В ту пору Стефа изживала в себе остатки религиозности. В Лурде она исповедалась и причастилась; в Париже купила в «Бон Марше» небольшой молитвенник и, преклонив колени в церкви Сен-Сюльпис, попыталась читать молитвы. Ничего не получилось. Целый час после этого она ходила взад и вперед перед церковью, не решаясь ни вновь войти туда, ни уйти совсем. Дома, заложив руки за спину, нахмурив брови и с озабоченным видом шагая по комнате, она так увлеченно передавала этот переломный момент, что я усомнилась в серьезности кризиса. В действительности божествами, которым Стефа по-настоящему поклонялась, были Мысль, Искусство, Гений; за неимением их, она ценила ум и талант. Каждый раз, когда в поле ее зрения появлялся «интересный» мужчина, она устраивала все так, чтобы познакомиться с ним, и всячески старалась «прибрать его к рукам». Это «вечная женственность», объясняла она. Флирту она предпочитала интеллектуальные беседы и приятельские отношения; каждую неделю она часами дискутировала в «Клозери де Лила»{234} с ватагой украинцев, которые учились в Париже не то журналистике, не то еще чему-то. Она каждый день виделась со своим другом испанцем, которого знала уже несколько лет и который предлагал ей выйти за него замуж. Я много раз встречала его у Стефы: он жил в той же гостинице. Звали его Фернандо. Он происходил из еврейской семьи, одной из тех, которые вынуждены были, из-за преследований, покинуть Испанию четыре века назад; родился он в Константинополе, учился в Берлине. Рано полысевший, круглоголовый и круглолицый, он говорил о своей «нежной чертовке» в романтическом духе, но не был чужд иронии и казался мне ужасно симпатичным. Стефа восхищалась тем, что, не имея ни су в кармане, он как-то ухитрялся заниматься живописью, и разделяла все его идеи; оба были убежденными интернационалистами, пацифистами и даже, на утопический лад, революционерами. Стефа не решалась на замужество только потому, что дорожила своей свободой.
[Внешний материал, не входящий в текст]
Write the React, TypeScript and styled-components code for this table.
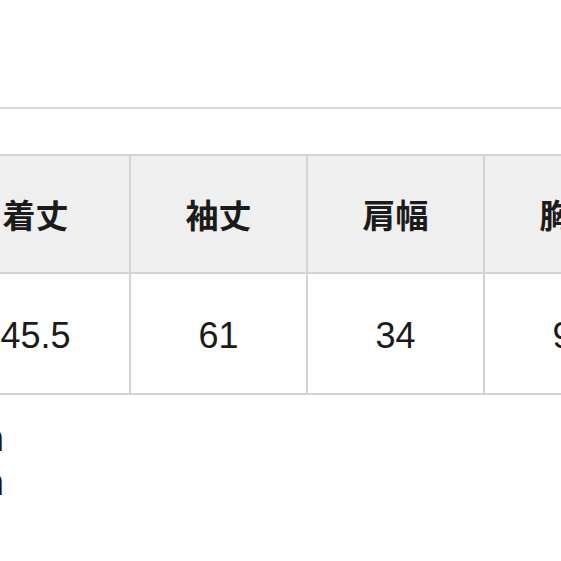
import React from "react";
import styled, { createGlobalStyle } from "styled-components";

const Global = createGlobalStyle`
  html, body {
    margin: 0;
    padding: 0;
    background: #ffffff;
    overflow: hidden;
  }
  body {
    width: 561px;
    height: 561px;
    font-family: "Liberation Sans", Arial, "Noto Sans CJK JP", sans-serif;
    color: #1b1b1b;
  }
`;

const Page = styled.div`
  display: flex;
  flex-direction: column;
  padding-top: 107px;
  width: 561px;
`;

const Divider = styled.div`
  height: 2px;
  background: #d6d6d6;
  width: 100%;
`;

const Table = styled.div`
  margin-top: 45px;
  margin-left: -58px;
  display: grid;
  grid-template-columns: 189px 177px 177px 177px;
  grid-template-rows: 118px 121px;
  border-top: 2px solid #d3d3d3;
  width: max-content;
`;

const Cell = styled.div<{ $head?: boolean }>`
  box-sizing: border-box;
  display: flex;
  align-items: center;
  justify-content: center;
  border-right: 2px solid #d3d3d3;
  border-bottom: 2px solid #d3d3d3;
  background: ${(p) => (p.$head ? "#efefef" : "#ffffff")};
  font-family: ${(p) =>
    p.$head
      ? `"Noto Sans CJK JP", "Noto Sans CJK SC", sans-serif`
      : `"Liberation Sans", Arial, sans-serif`};
  font-weight: ${(p) => (p.$head ? 700 : 400)};
  font-size: ${(p) => (p.$head ? "33px" : "36px")};
  padding-top: ${(p) => (p.$head ? "0" : "5px")};
  color: #1b1b1b;
`;

const Notes = styled.div`
  margin-top: 22px;
  margin-left: -46px;
  width: 50px;
  text-align: right;
  font-family: "Liberation Sans", Arial, sans-serif;
  font-size: 36px;
  line-height: 44px;
  white-space: nowrap;
  direction: rtl;
  overflow: visible;
`;

const NoteLine = styled.div`
  direction: ltr;
  unicode-bidi: plaintext;
`;

const heads = ["着丈", "袖丈", "肩幅", "胸囲"];
const values = ["45.5", "61", "34", "92"];

export default function App() {
  return (
    <>
      <Global />
      <Page>
        <Divider />
        <Table>
          {heads.map((h) => (
            <Cell $head key={h}>
              {h}
            </Cell>
          ))}
          {values.map((v, i) => (
            <Cell key={i}>{v}</Cell>
          ))}
        </Table>
        <Notes>
          <NoteLine>cm</NoteLine>
          <NoteLine>cm</NoteLine>
        </Notes>
      </Page>
    </>
  );
}
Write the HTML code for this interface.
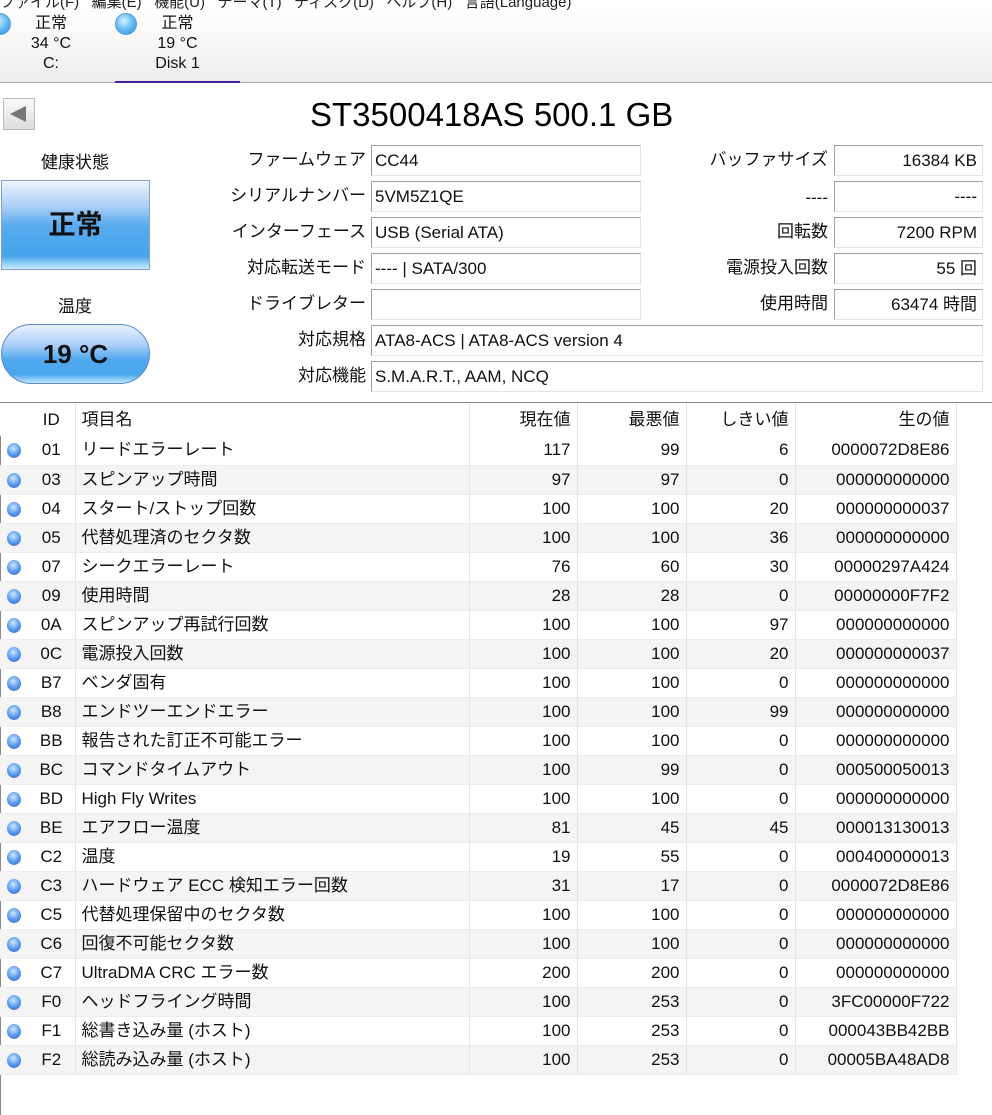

Я познакомила их с сестрой, которую они тотчас же приняли, и с моими друзьями. Прадель сломал ногу; он прихрамывал, когда я встретилась с ним в начале октября на террасе Люксембургского сада. Стефе он показался слишком правильным, она же огорошила его своей говорливостью. С Лизой она нашла общий язык быстрее. Та жила теперь в женском студенческом общежитии, выходившем окнами на Малый Люксембург{235}. Уроки давали ей скудные средства к существованию. Она готовилась к экзаменам на сертификат по естественным наукам и писала дипломную работу о Мене де Биране{236}; из-за хрупкого здоровья она и не помышляла о степени агреже. «Бедные мои мозги! — говорила она, обхватывая руками свою маленькую, коротко стриженную головку. — Подумать только, я могу рассчитывать только на них! Я должна все брать из собственной головы! Это жестоко: в один прекрасный день она не выдержит». Она не питала интереса ни к Мену де Бирану, ни к философии, ни к себе самой: «Хотела бы я знать, что вам за удовольствие меня видеть» — говорила она мне с боязливой улыбкой. Но мне не было с ней скучно: она никогда не принимала слова за чистую монету и подозрительность часто делала ее проницательной.